1. Pools of Knowledge Water
If you can be willfully ignorant of everyone peeing in the water around you, pools are a great time. Hit up your local rec center and soak up the sun, but be warned: You might need some kind of community pass to enter.
If anyone gives you trouble about coming in sans the necessary ID, remind them of your potential strengths as an ally when the world devolves into gang warfare as the search for resources intensifies. Like Mad Max: Fury Road, kind of!
Side note: You would look so good with black grease smeared on your forehead. Imperator Furiosa chic.
2. Heat Flash Fashion
The best parts of summer are the lack of school and the resurgence of those popsicles that come as plastic tubes of juice that you just throw in the freezer. In third place, though, is the fashion.
Summer fashion is easy and requires as little effort as it does fabric. Picture a world where this kind of dressing is possible all year round (people of California and the South, please use your imaginations).
When it comes to shorts, there are almost too many choices: high-waisted, running, jort, etc. But please, you guys, no cargo shorts. I know, the pockets are great for storing trinkets (or snacks? I actually don’t know), but you look like the dad from The Wild Thornberrys.
So beside this obvious exception, have fun with it.
Girls can break out the crop tops if they want. If nothing else, don them in homage to the failing crops. Political statements are always in style!
3. Sea: The World
Venice is sinking, which is awful.

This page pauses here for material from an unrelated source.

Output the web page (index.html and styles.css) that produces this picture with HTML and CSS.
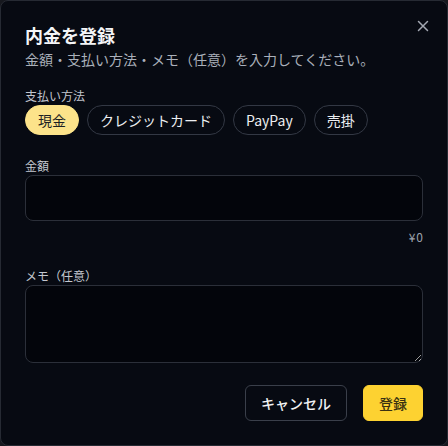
FILE: index.html
```html
<!DOCTYPE html>
<html lang="ja">
<head>
<meta charset="utf-8">
<link rel="stylesheet" href="styles.css">
</head>
<body>
<div class="dialog">
  <button class="close" aria-label="閉じる">
    <svg width="12" height="12" viewBox="0 0 12 12"><path d="M1.5 1.5 L10.5 10.5 M10.5 1.5 L1.5 10.5" stroke="currentColor" stroke-width="1.5" stroke-linecap="round"/></svg>
  </button>
  <h1 class="title">内金を登録</h1>
  <p class="subtitle">金額・支払い方法・メモ（任意）を入力してください。</p>

  <div class="field first">
    <div class="label">支払い方法</div>
    <div class="pills">
      <span class="pill active">現金</span>
      <span class="pill">クレジットカード</span>
      <span class="pill">PayPay</span>
      <span class="pill">売掛</span>
    </div>
  </div>

  <div class="field amount">
    <div class="label">金額</div>
    <input class="input" type="text">
    <div class="hint">¥0</div>
  </div>

  <div class="field memo">
    <div class="label">メモ（任意）</div>
    <textarea class="textarea"></textarea>
  </div>

  <div class="actions">
    <button class="btn cancel">キャンセル</button>
    <button class="btn primary">登録</button>
  </div>
</div>
</body>
</html>
```
FILE: styles.css
```css
* { box-sizing: border-box; }
html, body { margin: 0; padding: 0; }
body {
  background: #16181e;
  font-family: "Noto Sans CJK JP", "Noto Sans", sans-serif;
  width: 448px;
  height: 446px;
  overflow: hidden;
}
.dialog {
  position: relative;
  width: 448px;
  height: 446px;
  background: #070a12;
  border: 1px solid #262a33;
  border-radius: 8px;
  padding: 24px 24px 24px 24px;
  display: flex;
  flex-direction: column;
}
.close {
  position: absolute;
  top: 18px;
  right: 17px;
  width: 14px;
  height: 14px;
  padding: 1px;
  border: none;
  background: transparent;
  color: #a3a8b2;
  display: flex;
  align-items: center;
  justify-content: center;
}
.title {
  margin: 0;
  font-size: 18px;
  line-height: 20px;
  font-weight: 700;
  color: #f4f5f7;
}
.subtitle {
  margin: 4px 0 0;
  font-size: 14px;
  line-height: 20px;
  color: #aab0ba;
}
.field { display: flex; flex-direction: column; }
.field.first { margin-top: 19px; }
.field.amount { margin-top: 23px; }
.field.memo { margin-top: 21px; }
.label {
  font-size: 12px;
  line-height: 16px;
  color: #c3c7cf;
  margin-bottom: 1px;
}
.pills { display: flex; gap: 8px; }
.pill {
  display: inline-flex;
  align-items: center;
  height: 30px;
  padding: 0 12px;
  border: 1px solid #333844;
  border-radius: 999px;
  font-size: 14px;
  color: #eceef1;
  background: transparent;
}
.pill.active {
  background: #fce38a;
  border-color: #fce38a;
  color: #1d1f24;
}
.input {
  height: 46px;
  width: 100%;
  background: #03050b;
  border: 1px solid #2b2f39;
  border-radius: 8px;
  font: inherit;
  color: #e6e8ec;
  padding: 0 12px;
  outline: none;
}
.hint {
  text-align: right;
  font-size: 12px;
  line-height: 20px;
  margin-top: 6px;
  color: #9ea3ad;
  letter-spacing: 1px;
  margin-right: -1px;
}
.textarea {
  display: block;
  height: 78px;
  width: 100%;
  background: #03050b;
  border: 1px solid #2b2f39;
  border-radius: 8px;
  font: inherit;
  color: #e6e8ec;
  resize: vertical;
  outline: none;
}
.actions {
  margin-top: 22px;
  display: flex;
  justify-content: flex-end;
  gap: 16px;
}
.btn {
  height: 36px;
  padding: 0 15px;
  border-radius: 6px;
  font-family: inherit;
  font-size: 14px;
  font-weight: 500;
}
.cancel {
  background: transparent;
  border: 1px solid #3a3f4a;
  color: #f1f2f4;
}
.primary {
  background: #fdd231;
  border: 1px solid #fdd231;
  color: #3a3112;
}
```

Let’s all agree, though, that if a beautiful center for art and commerce has to be slowly overtaken by water, at least it’s the one where most of the city is already navigated by boat.
My point is, let’s all see the world before the world becomes a sea.

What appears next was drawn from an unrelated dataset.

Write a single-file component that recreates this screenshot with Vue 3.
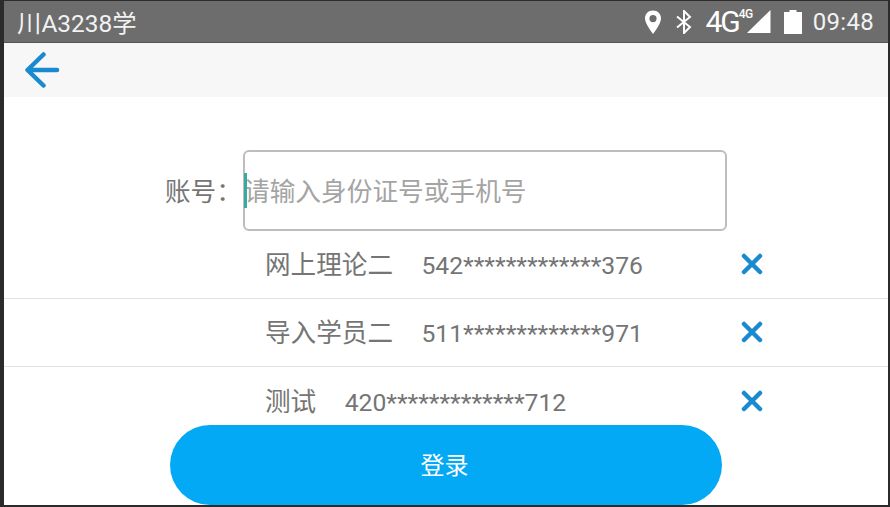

There’s no better time to travel than right now, because of economic markets and stuff (right?).
The Sphinx in Egypt is already crumbling (we all remember the scene in Aladdin), and that’s not even factoring in the unpredictable weather. Go see that cat/woman hybrid while you can!
4. Bonus: Weathering Cold Weather
That older relative who’s always posting racist articles on Facebook might be quick to point out the flaws in global warming. “If the Earth was so warm,” he’ll checkmate you, “why was Winter Storm Jonas so disastrous?”
First of all, save that family member future embarrassment and tell them The Onion is satirical. Once that’s established, let them know that climate change affects regions differently.
If you’re in one of those places hit with a cold front, just stay inside. Take a page from the bears and hibernate. Au natural.
If there are any plans you want to bail on, just blame the weather. If your “friends” press you further, claim to be cold-blooded like a snake and then slither out of the conversation. Put your phone on airplane mode. You have HBOGo to watch. Your cousin’s ex-girlfriend’s password ain’t gonna use itself!